[AVAILABLE DATA]
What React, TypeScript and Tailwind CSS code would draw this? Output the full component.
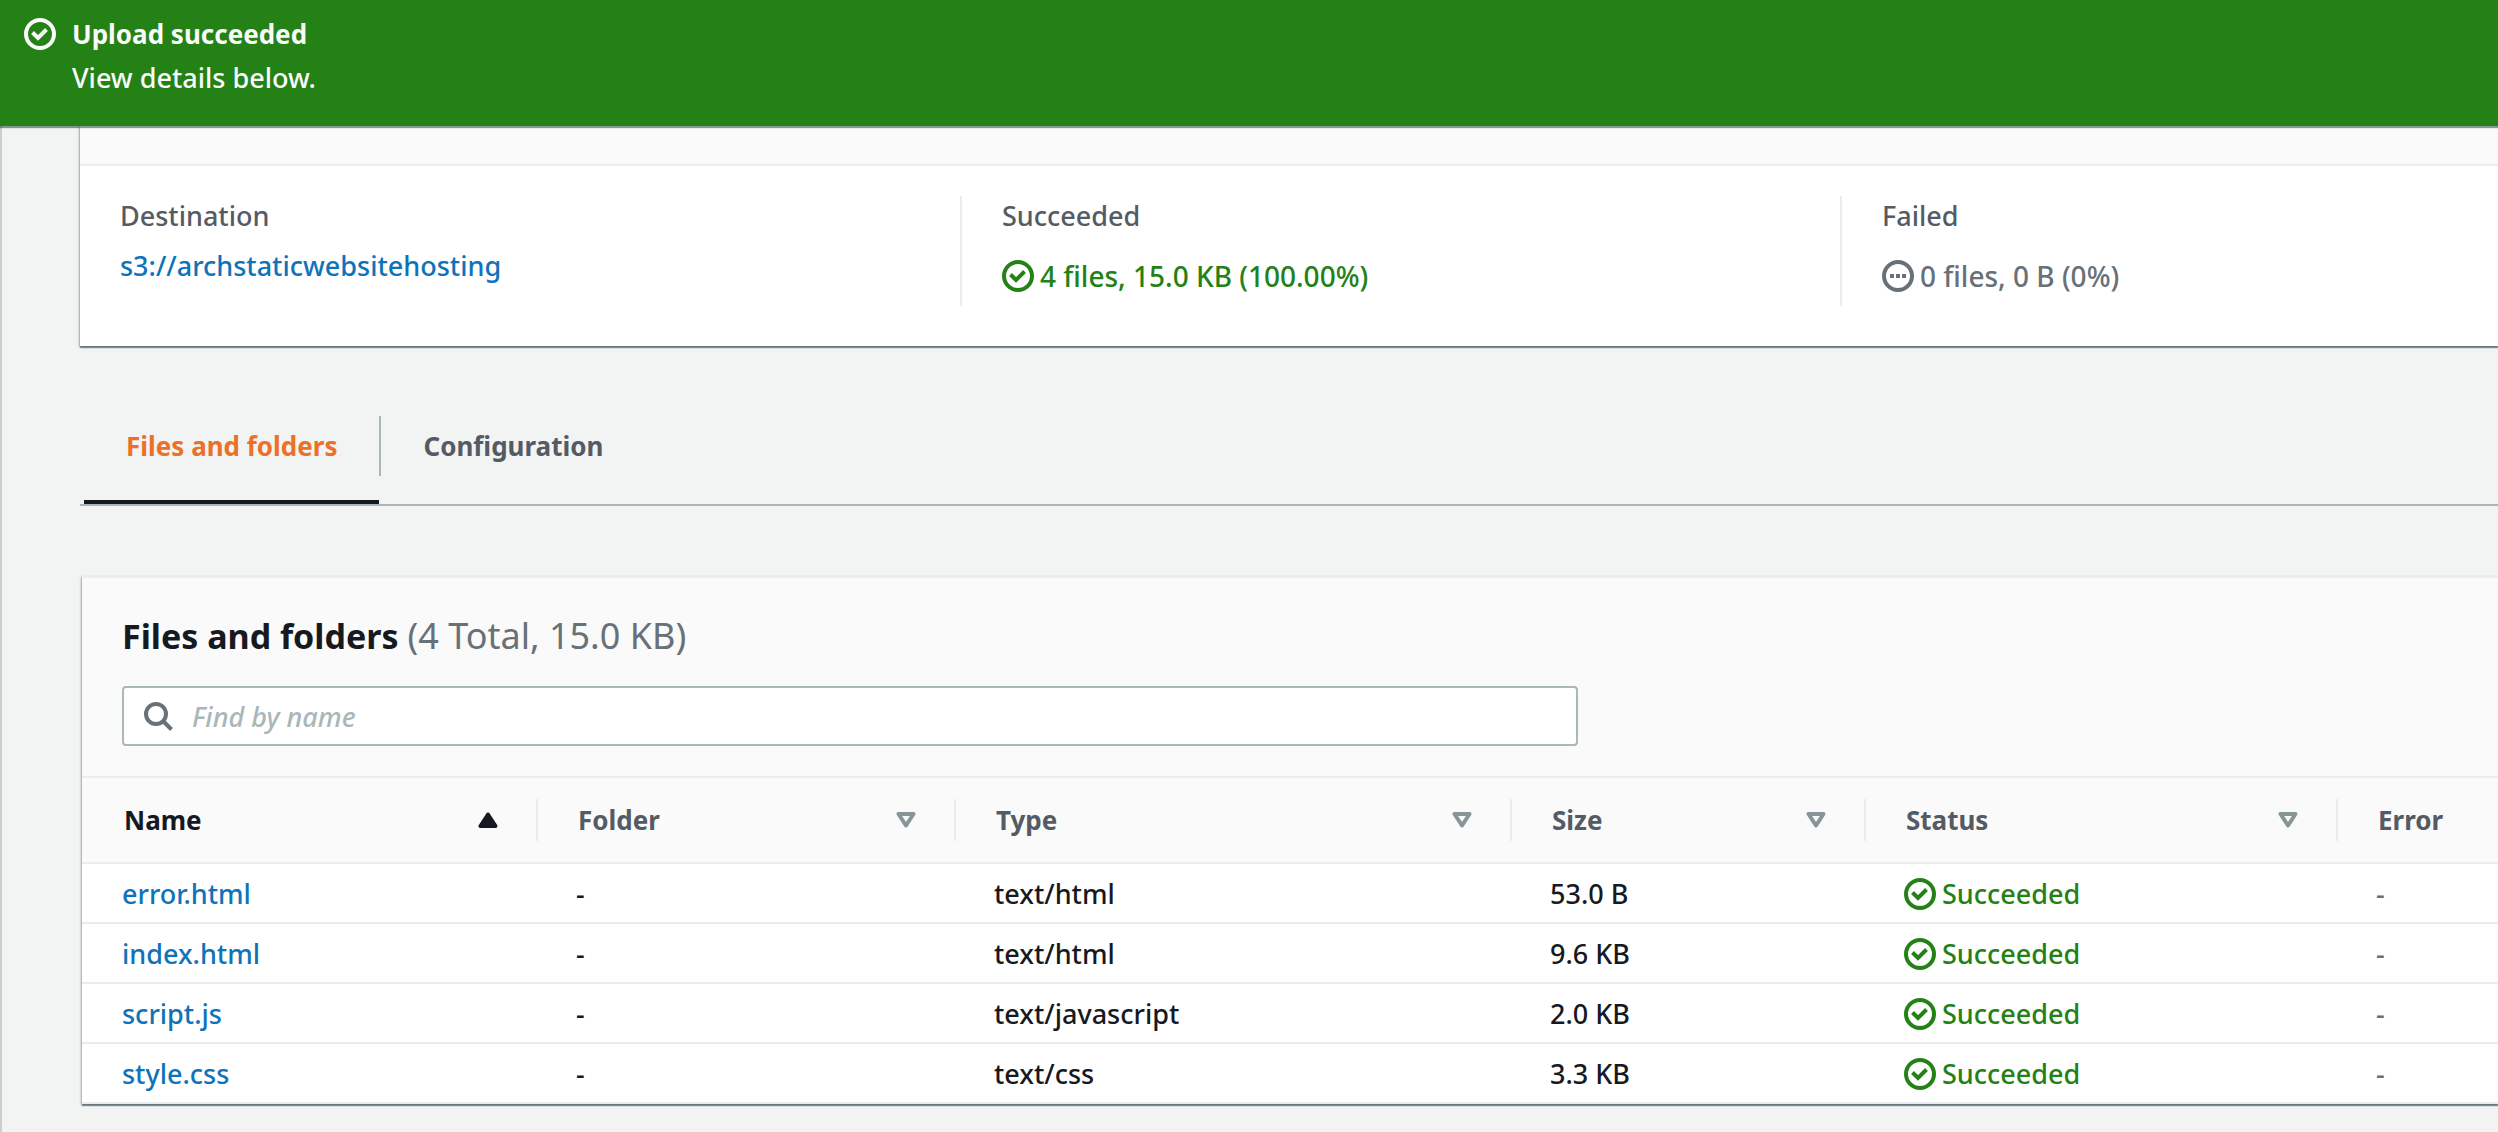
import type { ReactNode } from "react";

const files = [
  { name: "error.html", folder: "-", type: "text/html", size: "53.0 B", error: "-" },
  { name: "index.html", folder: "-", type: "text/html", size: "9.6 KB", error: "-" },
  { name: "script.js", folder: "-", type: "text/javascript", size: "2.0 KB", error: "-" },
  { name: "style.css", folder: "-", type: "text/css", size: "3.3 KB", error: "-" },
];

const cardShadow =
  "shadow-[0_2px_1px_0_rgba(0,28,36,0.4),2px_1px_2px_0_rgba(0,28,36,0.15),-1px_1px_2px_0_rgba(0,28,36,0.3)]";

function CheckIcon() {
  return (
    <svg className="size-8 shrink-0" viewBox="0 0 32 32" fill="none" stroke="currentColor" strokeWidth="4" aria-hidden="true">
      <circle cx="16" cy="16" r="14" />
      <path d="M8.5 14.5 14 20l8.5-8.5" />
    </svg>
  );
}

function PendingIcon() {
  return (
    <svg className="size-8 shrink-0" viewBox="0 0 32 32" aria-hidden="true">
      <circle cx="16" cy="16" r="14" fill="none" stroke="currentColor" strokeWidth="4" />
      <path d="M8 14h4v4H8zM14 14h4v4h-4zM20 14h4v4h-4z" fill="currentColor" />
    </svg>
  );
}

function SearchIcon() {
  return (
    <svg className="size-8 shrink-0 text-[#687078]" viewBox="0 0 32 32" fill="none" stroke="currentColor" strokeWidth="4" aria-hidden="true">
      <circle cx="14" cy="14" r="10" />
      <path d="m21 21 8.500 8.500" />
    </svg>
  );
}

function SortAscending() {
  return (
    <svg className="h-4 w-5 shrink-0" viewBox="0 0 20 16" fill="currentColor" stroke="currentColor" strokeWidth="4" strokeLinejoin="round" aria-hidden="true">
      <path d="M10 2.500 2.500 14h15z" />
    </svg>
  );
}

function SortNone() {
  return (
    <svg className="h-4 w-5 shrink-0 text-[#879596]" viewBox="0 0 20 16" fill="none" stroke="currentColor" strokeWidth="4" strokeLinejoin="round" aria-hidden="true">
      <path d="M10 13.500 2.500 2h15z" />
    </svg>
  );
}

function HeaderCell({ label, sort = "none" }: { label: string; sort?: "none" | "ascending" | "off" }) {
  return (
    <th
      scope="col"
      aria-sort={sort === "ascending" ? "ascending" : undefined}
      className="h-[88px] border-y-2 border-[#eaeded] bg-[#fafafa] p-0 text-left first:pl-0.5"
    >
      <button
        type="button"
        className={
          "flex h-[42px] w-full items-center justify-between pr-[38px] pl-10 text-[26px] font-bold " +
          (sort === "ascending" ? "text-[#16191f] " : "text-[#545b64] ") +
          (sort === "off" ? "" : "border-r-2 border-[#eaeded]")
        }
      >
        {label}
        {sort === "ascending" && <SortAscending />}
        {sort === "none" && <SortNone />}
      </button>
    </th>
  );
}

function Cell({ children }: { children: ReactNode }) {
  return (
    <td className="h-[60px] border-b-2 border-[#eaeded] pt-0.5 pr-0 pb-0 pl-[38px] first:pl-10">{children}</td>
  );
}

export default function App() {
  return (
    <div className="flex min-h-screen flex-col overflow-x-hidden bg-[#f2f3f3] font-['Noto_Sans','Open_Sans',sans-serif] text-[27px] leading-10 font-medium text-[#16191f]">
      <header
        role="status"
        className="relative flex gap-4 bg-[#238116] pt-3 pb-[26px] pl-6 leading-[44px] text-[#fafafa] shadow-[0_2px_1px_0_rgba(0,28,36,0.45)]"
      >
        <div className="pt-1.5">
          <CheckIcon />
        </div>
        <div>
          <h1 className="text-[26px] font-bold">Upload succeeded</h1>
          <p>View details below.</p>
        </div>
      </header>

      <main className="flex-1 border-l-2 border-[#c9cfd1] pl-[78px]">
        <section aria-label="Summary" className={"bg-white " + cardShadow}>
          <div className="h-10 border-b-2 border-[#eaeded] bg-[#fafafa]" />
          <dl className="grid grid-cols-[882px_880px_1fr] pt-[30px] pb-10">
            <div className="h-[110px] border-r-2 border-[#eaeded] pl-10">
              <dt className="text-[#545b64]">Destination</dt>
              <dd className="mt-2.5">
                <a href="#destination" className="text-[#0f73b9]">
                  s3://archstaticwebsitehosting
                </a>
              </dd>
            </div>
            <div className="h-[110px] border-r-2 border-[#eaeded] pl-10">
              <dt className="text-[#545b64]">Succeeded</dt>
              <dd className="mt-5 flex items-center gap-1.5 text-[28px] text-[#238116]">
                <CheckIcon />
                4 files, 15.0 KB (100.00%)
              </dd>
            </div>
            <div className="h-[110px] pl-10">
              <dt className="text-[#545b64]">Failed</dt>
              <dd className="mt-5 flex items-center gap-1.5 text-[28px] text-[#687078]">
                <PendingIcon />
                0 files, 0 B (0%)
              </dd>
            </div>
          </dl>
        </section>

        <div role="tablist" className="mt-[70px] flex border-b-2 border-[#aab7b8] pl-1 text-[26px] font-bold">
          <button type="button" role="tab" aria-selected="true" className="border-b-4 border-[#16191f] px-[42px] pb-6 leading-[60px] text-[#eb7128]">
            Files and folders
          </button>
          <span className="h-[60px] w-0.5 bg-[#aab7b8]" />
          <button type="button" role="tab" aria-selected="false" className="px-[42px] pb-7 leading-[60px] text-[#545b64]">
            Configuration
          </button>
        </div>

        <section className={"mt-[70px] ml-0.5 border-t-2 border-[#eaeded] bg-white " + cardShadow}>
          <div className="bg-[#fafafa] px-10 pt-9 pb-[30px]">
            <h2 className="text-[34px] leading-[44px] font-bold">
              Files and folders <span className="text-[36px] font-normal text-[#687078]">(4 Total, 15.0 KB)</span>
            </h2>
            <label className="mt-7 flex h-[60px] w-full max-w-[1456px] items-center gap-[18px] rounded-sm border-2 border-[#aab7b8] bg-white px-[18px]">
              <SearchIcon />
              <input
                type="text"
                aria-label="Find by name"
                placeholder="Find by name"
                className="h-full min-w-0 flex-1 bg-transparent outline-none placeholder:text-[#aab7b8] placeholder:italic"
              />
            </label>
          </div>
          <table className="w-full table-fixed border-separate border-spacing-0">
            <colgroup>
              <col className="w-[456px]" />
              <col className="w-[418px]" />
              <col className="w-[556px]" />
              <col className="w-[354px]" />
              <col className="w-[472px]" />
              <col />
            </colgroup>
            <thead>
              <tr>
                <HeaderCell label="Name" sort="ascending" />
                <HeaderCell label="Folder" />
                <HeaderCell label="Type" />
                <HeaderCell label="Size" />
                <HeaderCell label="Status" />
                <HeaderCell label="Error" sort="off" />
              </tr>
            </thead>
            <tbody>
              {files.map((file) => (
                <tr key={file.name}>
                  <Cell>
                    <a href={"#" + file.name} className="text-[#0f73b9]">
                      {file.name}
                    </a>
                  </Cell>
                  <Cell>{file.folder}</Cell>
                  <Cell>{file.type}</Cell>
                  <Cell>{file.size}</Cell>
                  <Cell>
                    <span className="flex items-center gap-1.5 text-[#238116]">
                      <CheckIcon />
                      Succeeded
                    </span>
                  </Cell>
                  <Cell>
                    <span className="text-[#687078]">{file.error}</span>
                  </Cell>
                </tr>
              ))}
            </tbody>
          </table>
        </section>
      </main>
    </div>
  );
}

[TASK DETAILS] Copy every line above that holds the word "full".

[EXPECTED ANSWER]
What React, TypeScript and Tailwind CSS code would draw this? Output the full component.
          "flex h-[42px] w-full items-center justify-between pr-[38px] pl-10 text-[26px] font-bold " +
            <label className="mt-7 flex h-[60px] w-full max-w-[1456px] items-center gap-[18px] rounded-sm border-2 border-[#aab7b8] bg-white px-[18px]">
                className="h-full min-w-0 flex-1 bg-transparent outline-none placeholder:text-[#aab7b8] placeholder:italic"
          <table className="w-full table-fixed border-separate border-spacing-0">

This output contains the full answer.